As mentioned in [1], it seems odd to check NULL elements in
the middle of page bulk allocating, and it seems caller can
do a better job of bulk allocating pages into a whole array
sequentially without checking NULL elements first before
doing the page bulk allocation for most of existing users
by passing 'page_array + allocated' and 'nr_pages - allocated'
when calling subsequent page bulk alloc API so that NULL
checking can be avoided, see the pattern in mm/mempolicy.c.

Through analyzing of existing bulk allocation API users, it
seems only the fs users are depending on the assumption of
populating only NULL elements, see:
commit 91d6ac1d62c3 ("btrfs: allocate page arrays using bulk page allocator")
commit d6db47e571dc ("erofs: do not use pagepool in z_erofs_gbuf_growsize()")
commit f6e70aab9dfe ("SUNRPC: refresh rq_pages using a bulk page allocator")
commit 88e4d41a264d ("SUNRPC: Use __alloc_bulk_pages() in svc_init_buffer()")

The current API adds a mental burden for most users. For most
users, their code would be much cleaner if the interface accepts
an uninitialised array with length, and were told how many pages
had been stored in that array, so support one simple and one
full-featured to meet the above different use cases as below:
- alloc_pages_bulk() would be given an uninitialised array of page
  pointers and a required count and would return the number of
  pages that were allocated.
- alloc_pages_bulk_refill() would be given an initialised array
  of page pointers some of which might be NULL. It would attempt
  to allocate pages for the non-NULL pointers, return 0 if all
  pages are allocated, -EAGAIN if at least one page allocated,
  ok to try again immediately or -ENOMEM if don't bother trying
  again soon, which provides a more consistent semantics than the
  current API as mentioned in [2], at the cost of the pages might
  be getting re-ordered to make the implementation simpler.

Change the existing fs users to use the full-featured API, except
for the one for svc_init_buffer() in net/sunrpc/svc.c. Other
existing callers can use the simple API as they seems to be passing
all NULL elements via memset, kzalloc, etc, only remove unnecessary
memset for existing users calling the simple API in this patch.
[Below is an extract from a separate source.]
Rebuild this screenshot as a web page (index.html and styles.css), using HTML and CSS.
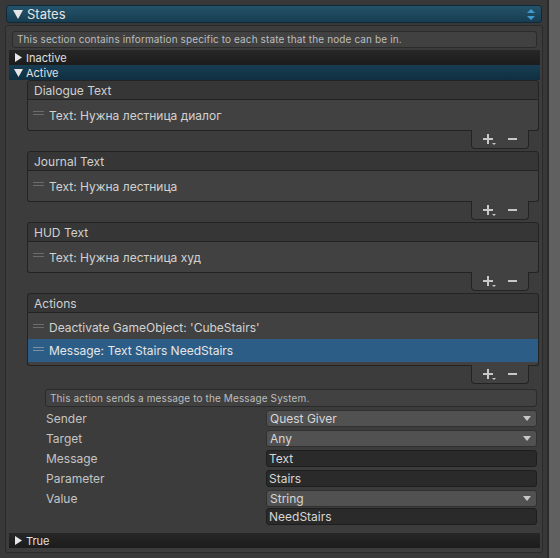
FILE: index.html
```html
<!DOCTYPE html>
<html lang="en">
<head>
<meta charset="UTF-8">
<meta name="viewport" content="width=device-width, initial-scale=1.0">
<title>Quest Node States</title>
<link rel="stylesheet" href="styles.css">
</head>
<body>

<div class="window">
    <div class="inspector">

        <div class="section-bar">
            <svg class="arrow-down" width="10" height="9" viewBox="0 0 10 9"><polygon points="0,0 10,0 5,9" fill="#e6e6e6"/></svg>
            <span class="section-title">States</span>
            <svg class="stepper" width="8" height="11" viewBox="0 0 8 11"><polygon points="4,0 8,4 0,4" fill="#3e9bd2"/><polygon points="0,7 8,7 4,11" fill="#3e9bd2"/></svg>
        </div>

        <div class="panel">
            <div class="help">This section contains information specific to each state that the node can be in.</div>

            <div class="fold fold-closed">
                <svg class="fold-icon" width="7" height="9" viewBox="0 0 7 9"><polygon points="0,0 7,4.5 0,9" fill="#e6e6e6"/></svg>
                Inactive
            </div>
            <div class="fold fold-open">
                <svg class="fold-icon" width="9" height="8" viewBox="0 0 9 8"><polygon points="0,0 9,0 4.5,8" fill="#e6e6e6"/></svg>
                Active
            </div>

            <!-- Dialogue Text -->
            <div class="rlist">
                <div class="rlist-header">Dialogue Text</div>
                <div class="rlist-body">
                    <div class="rlist-item">
                        <svg class="handle" width="11" height="5" viewBox="0 0 11 5"><rect x="0" y="0" width="11" height="1" fill="#6c6c6c"/><rect x="0" y="3" width="11" height="1" fill="#6c6c6c"/></svg>
                        Text: Нужна лестница диалог
                    </div>
                </div>
                <div class="rlist-footer">
                    <svg class="btn-plus" width="13" height="11" viewBox="0 0 13 11"><rect x="4" y="0" width="2" height="10" fill="#c8c8c8"/><rect x="0" y="4" width="10" height="2" fill="#c8c8c8"/><polygon points="9,9 13,9 11,11" fill="#c8c8c8"/></svg>
                    <svg class="btn-minus" width="9" height="2" viewBox="0 0 9 2"><rect x="0" y="0" width="9" height="2" fill="#c8c8c8"/></svg>
                </div>
            </div>

            <!-- Journal Text -->
            <div class="rlist">
                <div class="rlist-header">Journal Text</div>
                <div class="rlist-body">
                    <div class="rlist-item">
                        <svg class="handle" width="11" height="5" viewBox="0 0 11 5"><rect x="0" y="0" width="11" height="1" fill="#6c6c6c"/><rect x="0" y="3" width="11" height="1" fill="#6c6c6c"/></svg>
                        Text: Нужна лестница
                    </div>
                </div>
                <div class="rlist-footer">
                    <svg class="btn-plus" width="13" height="11" viewBox="0 0 13 11"><rect x="4" y="0" width="2" height="10" fill="#c8c8c8"/><rect x="0" y="4" width="10" height="2" fill="#c8c8c8"/><polygon points="9,9 13,9 11,11" fill="#c8c8c8"/></svg>
                    <svg class="btn-minus" width="9" height="2" viewBox="0 0 9 2"><rect x="0" y="0" width="9" height="2" fill="#c8c8c8"/></svg>
                </div>
            </div>

            <!-- HUD Text -->
            <div class="rlist">
                <div class="rlist-header">HUD Text</div>
                <div class="rlist-body">
                    <div class="rlist-item">
                        <svg class="handle" width="11" height="5" viewBox="0 0 11 5"><rect x="0" y="0" width="11" height="1" fill="#6c6c6c"/><rect x="0" y="3" width="11" height="1" fill="#6c6c6c"/></svg>
                        Text: Нужна лестница худ
                    </div>
                </div>
                <div class="rlist-footer">
                    <svg class="btn-plus" width="13" height="11" viewBox="0 0 13 11"><rect x="4" y="0" width="2" height="10" fill="#c8c8c8"/><rect x="0" y="4" width="10" height="2" fill="#c8c8c8"/><polygon points="9,9 13,9 11,11" fill="#c8c8c8"/></svg>
                    <svg class="btn-minus" width="9" height="2" viewBox="0 0 9 2"><rect x="0" y="0" width="9" height="2" fill="#c8c8c8"/></svg>
                </div>
            </div>

            <!-- Actions -->
            <div class="rlist">
                <div class="rlist-header">Actions</div>
                <div class="rlist-body rlist-body-actions">
                    <div class="rlist-item rlist-item-tall">
                        <svg class="handle" width="11" height="5" viewBox="0 0 11 5"><rect x="0" y="0" width="11" height="1" fill="#6c6c6c"/><rect x="0" y="3" width="11" height="1" fill="#6c6c6c"/></svg>
                        Deactivate GameObject: 'CubeStairs'
                    </div>
                    <div class="rlist-item rlist-item-tall selected">
                        <svg class="handle" width="11" height="5" viewBox="0 0 11 5"><rect x="0" y="0" width="11" height="1" fill="#7d8fa0"/><rect x="0" y="3" width="11" height="1" fill="#7d8fa0"/></svg>
                        Message: Text Stairs NeedStairs
                    </div>
                </div>
                <div class="rlist-footer">
                    <svg class="btn-plus" width="13" height="11" viewBox="0 0 13 11"><rect x="4" y="0" width="2" height="10" fill="#c8c8c8"/><rect x="0" y="4" width="10" height="2" fill="#c8c8c8"/><polygon points="9,9 13,9 11,11" fill="#c8c8c8"/></svg>
                    <svg class="btn-minus" width="9" height="2" viewBox="0 0 9 2"><rect x="0" y="0" width="9" height="2" fill="#c8c8c8"/></svg>
                </div>
            </div>

            <div class="help help-action">This action sends a message to the Message System.</div>

            <div class="props">
                <div class="prop">
                    <span class="prop-label">Sender</span>
                    <div class="popup">Quest Giver
                        <svg class="popup-arrow" width="8" height="5" viewBox="0 0 8 5"><polygon points="0,0 8,0 4,5" fill="#c8c8c8"/></svg>
                    </div>
                </div>
                <div class="prop">
                    <span class="prop-label">Target</span>
                    <div class="popup">Any
                        <svg class="popup-arrow" width="8" height="5" viewBox="0 0 8 5"><polygon points="0,0 8,0 4,5" fill="#c8c8c8"/></svg>
                    </div>
                </div>
                <div class="prop">
                    <span class="prop-label">Message</span>
                    <div class="textfield">Text</div>
                </div>
                <div class="prop">
                    <span class="prop-label">Parameter</span>
                    <div class="textfield">Stairs</div>
                </div>
                <div class="prop">
                    <span class="prop-label">Value</span>
                    <div class="popup">String
                        <svg class="popup-arrow" width="8" height="5" viewBox="0 0 8 5"><polygon points="0,0 8,0 4,5" fill="#c8c8c8"/></svg>
                    </div>
                </div>
                <div class="prop prop-tight">
                    <span class="prop-label"></span>
                    <div class="textfield">NeedStairs</div>
                </div>
            </div>

            <div class="fold fold-closed fold-true">
                <svg class="fold-icon" width="7" height="9" viewBox="0 0 7 9"><polygon points="0,0 7,4.5 0,9" fill="#e6e6e6"/></svg>
                True
            </div>
        </div>

    </div>
    <div class="scrollbar"></div>
</div>

</body>
</html>
```

FILE: styles.css
```css
body {
    margin: 0;
    padding: 0;
    background-color: #383838;
    font-family: Inter, "Noto Sans", sans-serif;
    color: #d2d2d2;
}

.window {
    display: flex;
    width: 560px;
    height: 558px;
    overflow: hidden;
}

.inspector {
    width: 547px;
    padding-top: 5px;
}

.scrollbar {
    flex: 1;
    border-left: 2px solid #2b2b2b;
    background-color: #606060;
}

/* Barra da seção "States" */
.section-bar {
    display: flex;
    align-items: center;
    box-sizing: border-box;
    height: 18px;
    width: 536px;
    margin-left: 6px;
    padding-left: 6px;
    padding-right: 6px;
    border: 1px solid #10293a;
    border-radius: 3px;
    background: linear-gradient(#245369, #183d51);
}

.section-title {
    margin-left: 4px;
    font-size: 13px;
    line-height: 15px;
    color: #e4e4e4;
    flex: 1;
}

.stepper {
    margin-top: 1px;
}

.panel {
    box-sizing: border-box;
    width: 538px;
    margin-left: 5px;
    margin-top: 2px;
    padding-bottom: 4px;
    border: 1px solid #2a2a2a;
    border-radius: 3px;
    background-color: #3c3c3c;
}

.help {
    box-sizing: border-box;
    height: 17px;
    line-height: 15px;
    margin: 5px 5px 2px 6px;
    padding-left: 4px;
    border: 1px solid #2b2b2b;
    border-radius: 3px;
    background-color: #414141;
    font-size: 10px;
    letter-spacing: 0.12px;
    color: #bdbdbd;
    white-space: nowrap;
    overflow: hidden;
}

.help-action {
    height: 18px;
    line-height: 16px;
    margin: 5px 5px 0 39px;
}

/* Linhas dobráveis (Inactive / Active / True) */
.fold {
    display: flex;
    align-items: center;
    height: 15px;
    margin: 0 2px 0 3px;
    font-size: 11px;
    color: #e0e0e0;
}

.fold-closed {
    background: linear-gradient(#272727, #1c1c1c);
}

.fold-open {
    background: linear-gradient(#173d52, #102f41);
}

.fold-icon {
    margin-left: 6px;
    margin-right: 4px;
}

.fold-open .fold-icon {
    margin-left: 5px;
    margin-right: 3px;
}

.fold-true {
    margin-top: 8px;
}

/* Listas reordenáveis */
.rlist {
    margin: 0 3px 2px 21px;
}

.rlist-header {
    box-sizing: border-box;
    height: 20px;
    line-height: 19px;
    padding-left: 6px;
    border: 1px solid #232323;
    border-radius: 3px 3px 0 0;
    background-color: #363636;
    font-size: 12px;
    color: #d0d0d0;
}

.rlist-body {
    box-sizing: border-box;
    height: 31px;
    padding-top: 4px;
    border: 1px solid #232323;
    border-top: none;
    border-radius: 0 0 3px 3px;
    background-color: #414141;
}

.rlist-body-actions {
    height: 53px;
    padding-top: 3px;
}

.rlist-item {
    display: flex;
    align-items: center;
    height: 22px;
    font-size: 12px;
    color: #d2d2d2;
}

.rlist-item-tall {
    height: 23px;
}

.rlist-item.selected {
    background-color: #2c5d87;
    color: #e6e6e6;
}

.handle {
    margin-left: 5px;
    margin-right: 5px;
    margin-top: -3px;
}

.rlist-footer {
    position: relative;
    box-sizing: border-box;
    display: flex;
    align-items: center;
    width: 58px;
    height: 19px;
    margin-top: -1px;
    margin-left: auto;
    margin-right: 10px;
    padding-left: 11px;
    padding-bottom: 1px;
    border: 1px solid #232323;
    border-top: none;
    border-radius: 0 0 4px 4px;
    background-color: #414141;
}

.btn-plus {
    margin-top: 2px;
}

.btn-minus {
    margin-left: 12px;
}

/* Campos da ação */
.props {
    margin: 0 5px 0 40px;
}

.prop {
    display: grid;
    grid-template-columns: 220px 1fr;
    height: 17px;
    margin-top: 3px;
}

.prop-tight {
    margin-top: 1px;
}

.prop-label {
    font-size: 12px;
    line-height: 17px;
    color: #c4c4c4;
}

.popup {
    position: relative;
    box-sizing: border-box;
    display: flex;
    align-items: center;
    padding-left: 3px;
    padding-right: 5px;
    border: 1px solid #303030;
    border-radius: 3px;
    background-color: #515151;
    font-size: 12px;
    color: #d6d6d6;
}

.popup-arrow {
    margin-left: auto;
}

.textfield {
    box-sizing: border-box;
    padding-left: 2px;
    line-height: 15px;
    border: 1px solid #1e1e1e;
    border-radius: 3px;
    background-color: #2a2a2a;
    font-size: 12px;
    color: #d6d6d6;
}
```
The test result for xfstests full test:
Before this patch:
btrfs/default: 1061 tests, 3 failures, 290 skipped, 13152 seconds
  Failures: btrfs/012 btrfs/226
  Flaky: generic/301: 60% (3/5)
Totals: 1073 tests, 290 skipped, 13 failures, 0 errors, 12540s

nfs/loopback: 530 tests, 3 failures, 392 skipped, 3942 seconds
  Failures: generic/464 generic/551
  Flaky: generic/650: 40% (2/5)
Totals: 542 tests, 392 skipped, 12 failures, 0 errors, 3799s

After this patch:
btrfs/default: 1061 tests, 2 failures, 290 skipped, 13446 seconds
  Failures: btrfs/012 btrfs/226
Totals: 1069 tests, 290 skipped, 10 failures, 0 errors, 12853s

nfs/loopback: 530 tests, 3 failures, 392 skipped, 4103 seconds
  Failures: generic/464 generic/551
  Flaky: generic/650: 60% (3/5)
Totals: 542 tests, 392 skipped, 13 failures, 0 errors, 3933s

The stress test also suggest there is no regression for the erofs
too.

Using the simple API also enable the caller to not zero the array
before calling the page bulk allocating API, which has about 1~2 ns
performance improvement for time_bench_page_pool03_slow() test case
of page_pool in a x86 vm system, this reduces some performance impact
of fixing the DMA API misuse problem in [3], performance improves
from 87.886 ns to 86.429 ns.

Also a temporary patch to enable the using of full-featured API in
page_pool suggests that the new full-featured API doesn't seem to have
noticeable performance impact for the existing users, like SUNRPC, btrfs
and erofs.

1. https://lore.kernel.org/all/bd8c2f5c-464d-44ab-b607-390a87ea4cd5@huawei.com/
2. https://lore.kernel.org/all/180818a1-b906-4a0b-89d3-34cb71cc26c9@huawei.com/
3. https://lore.kernel.org/all/20250212092552.1779679-1-linyunsheng@huawei.com/
CC: Jesper Dangaard Brouer <hawk@kernel.org>
CC: Luiz Capitulino <luizcap@redhat.com>
CC: Mel Gorman <mgorman@techsingularity.net>
Suggested-by: Neil Brown <neilb@suse.de>
Acked-by: Jeff Layton <jlayton@kernel.org>
Signed-off-by: Yunsheng Lin <linyunsheng@huawei.com>
---
V3:
1. Provide both simple and full-featured API as suggested by NeilBrown.
2. Do the fs testing as suggested in V2.

V2:
1. Drop RFC tag.
2. Fix a compile error for xfs.
3. Defragmemt the page_array for SUNRPC and btrfs.
---
 drivers/vfio/pci/mlx5/cmd.c       |  2 --
 drivers/vfio/pci/virtio/migrate.c |  2 --
 fs/btrfs/extent_io.c              | 21 +++++++++---------
 fs/erofs/zutil.c                  | 11 +++++----
 include/linux/gfp.h               | 37 +++++++++++++++++++++++++++++++
 include/trace/events/sunrpc.h     | 12 +++++-----
 kernel/bpf/arena.c                |  1 -
 mm/page_alloc.c                   | 32 +++++---------------------
 net/core/page_pool.c              |  3 ---
 net/sunrpc/svc_xprt.c             | 12 ++++++----
 10 files changed, 72 insertions(+), 61 deletions(-)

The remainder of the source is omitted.